Interface markup and scripts
___
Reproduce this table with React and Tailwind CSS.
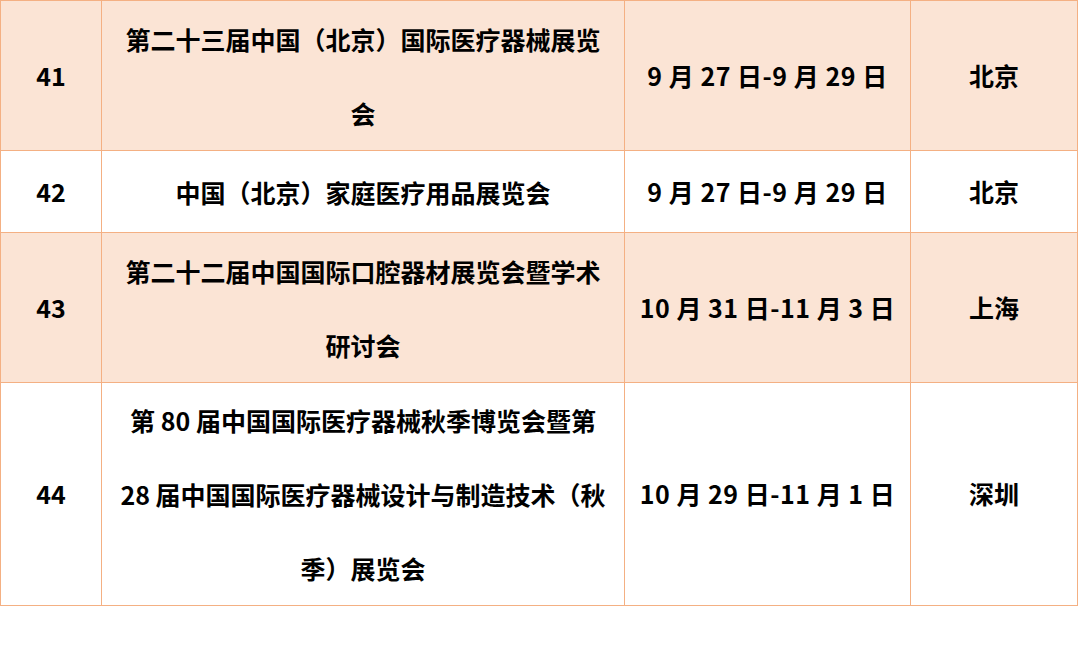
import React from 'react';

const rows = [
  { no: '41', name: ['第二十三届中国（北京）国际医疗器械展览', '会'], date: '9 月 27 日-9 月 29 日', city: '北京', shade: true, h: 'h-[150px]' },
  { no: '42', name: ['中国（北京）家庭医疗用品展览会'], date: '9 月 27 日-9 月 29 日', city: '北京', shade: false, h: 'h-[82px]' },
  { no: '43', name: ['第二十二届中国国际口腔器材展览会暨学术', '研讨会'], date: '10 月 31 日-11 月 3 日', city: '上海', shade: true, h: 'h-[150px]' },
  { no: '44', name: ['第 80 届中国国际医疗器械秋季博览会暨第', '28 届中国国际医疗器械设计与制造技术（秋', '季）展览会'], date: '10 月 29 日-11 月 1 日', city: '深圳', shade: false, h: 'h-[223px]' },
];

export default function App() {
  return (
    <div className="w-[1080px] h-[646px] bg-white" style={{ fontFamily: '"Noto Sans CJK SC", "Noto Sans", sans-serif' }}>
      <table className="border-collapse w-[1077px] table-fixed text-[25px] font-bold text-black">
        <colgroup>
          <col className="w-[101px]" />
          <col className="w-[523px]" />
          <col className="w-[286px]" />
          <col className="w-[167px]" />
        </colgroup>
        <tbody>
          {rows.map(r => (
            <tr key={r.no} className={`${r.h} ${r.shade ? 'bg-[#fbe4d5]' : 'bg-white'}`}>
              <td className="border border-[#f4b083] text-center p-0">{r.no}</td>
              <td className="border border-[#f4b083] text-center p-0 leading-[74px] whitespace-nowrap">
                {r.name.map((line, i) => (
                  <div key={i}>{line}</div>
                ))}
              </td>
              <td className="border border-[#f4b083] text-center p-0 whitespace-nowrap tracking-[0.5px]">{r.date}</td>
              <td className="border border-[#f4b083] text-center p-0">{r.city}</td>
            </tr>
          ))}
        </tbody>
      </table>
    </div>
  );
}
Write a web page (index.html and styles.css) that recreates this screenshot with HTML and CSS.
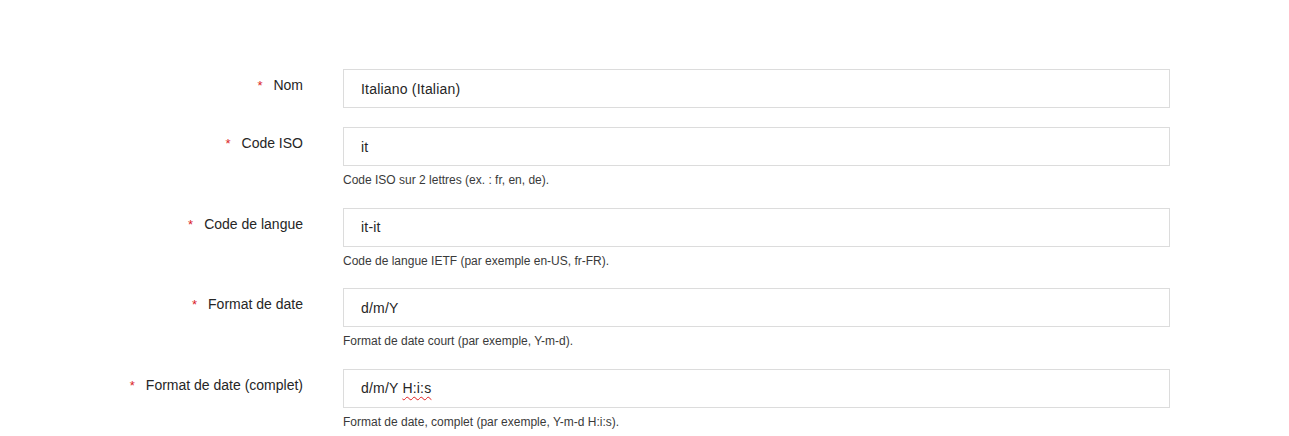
___
* Problem requirements
Your task is to repeat the material above exactly, without its pictures.

* Exercise output
Reproduce this table with React and Tailwind CSS.
import React from 'react';

const rows = [
  { no: '41', name: ['第二十三届中国（北京）国际医疗器械展览', '会'], date: '9 月 27 日-9 月 29 日', city: '北京', shade: true, h: 'h-[150px]' },
  { no: '42', name: ['中国（北京）家庭医疗用品展览会'], date: '9 月 27 日-9 月 29 日', city: '北京', shade: false, h: 'h-[82px]' },
  { no: '43', name: ['第二十二届中国国际口腔器材展览会暨学术', '研讨会'], date: '10 月 31 日-11 月 3 日', city: '上海', shade: true, h: 'h-[150px]' },
  { no: '44', name: ['第 80 届中国国际医疗器械秋季博览会暨第', '28 届中国国际医疗器械设计与制造技术（秋', '季）展览会'], date: '10 月 29 日-11 月 1 日', city: '深圳', shade: false, h: 'h-[223px]' },
];

export default function App() {
  return (
    <div className="w-[1080px] h-[646px] bg-white" style={{ fontFamily: '"Noto Sans CJK SC", "Noto Sans", sans-serif' }}>
      <table className="border-collapse w-[1077px] table-fixed text-[25px] font-bold text-black">
        <colgroup>
          <col className="w-[101px]" />
          <col className="w-[523px]" />
          <col className="w-[286px]" />
          <col className="w-[167px]" />
        </colgroup>
        <tbody>
          {rows.map(r => (
            <tr key={r.no} className={`${r.h} ${r.shade ? 'bg-[#fbe4d5]' : 'bg-white'}`}>
              <td className="border border-[#f4b083] text-center p-0">{r.no}</td>
              <td className="border border-[#f4b083] text-center p-0 leading-[74px] whitespace-nowrap">
                {r.name.map((line, i) => (
                  <div key={i}>{line}</div>
                ))}
              </td>
              <td className="border border-[#f4b083] text-center p-0 whitespace-nowrap tracking-[0.5px]">{r.date}</td>
              <td className="border border-[#f4b083] text-center p-0">{r.city}</td>
            </tr>
          ))}
        </tbody>
      </table>
    </div>
  );
}
Write a web page (index.html and styles.css) that recreates this screenshot with HTML and CSS.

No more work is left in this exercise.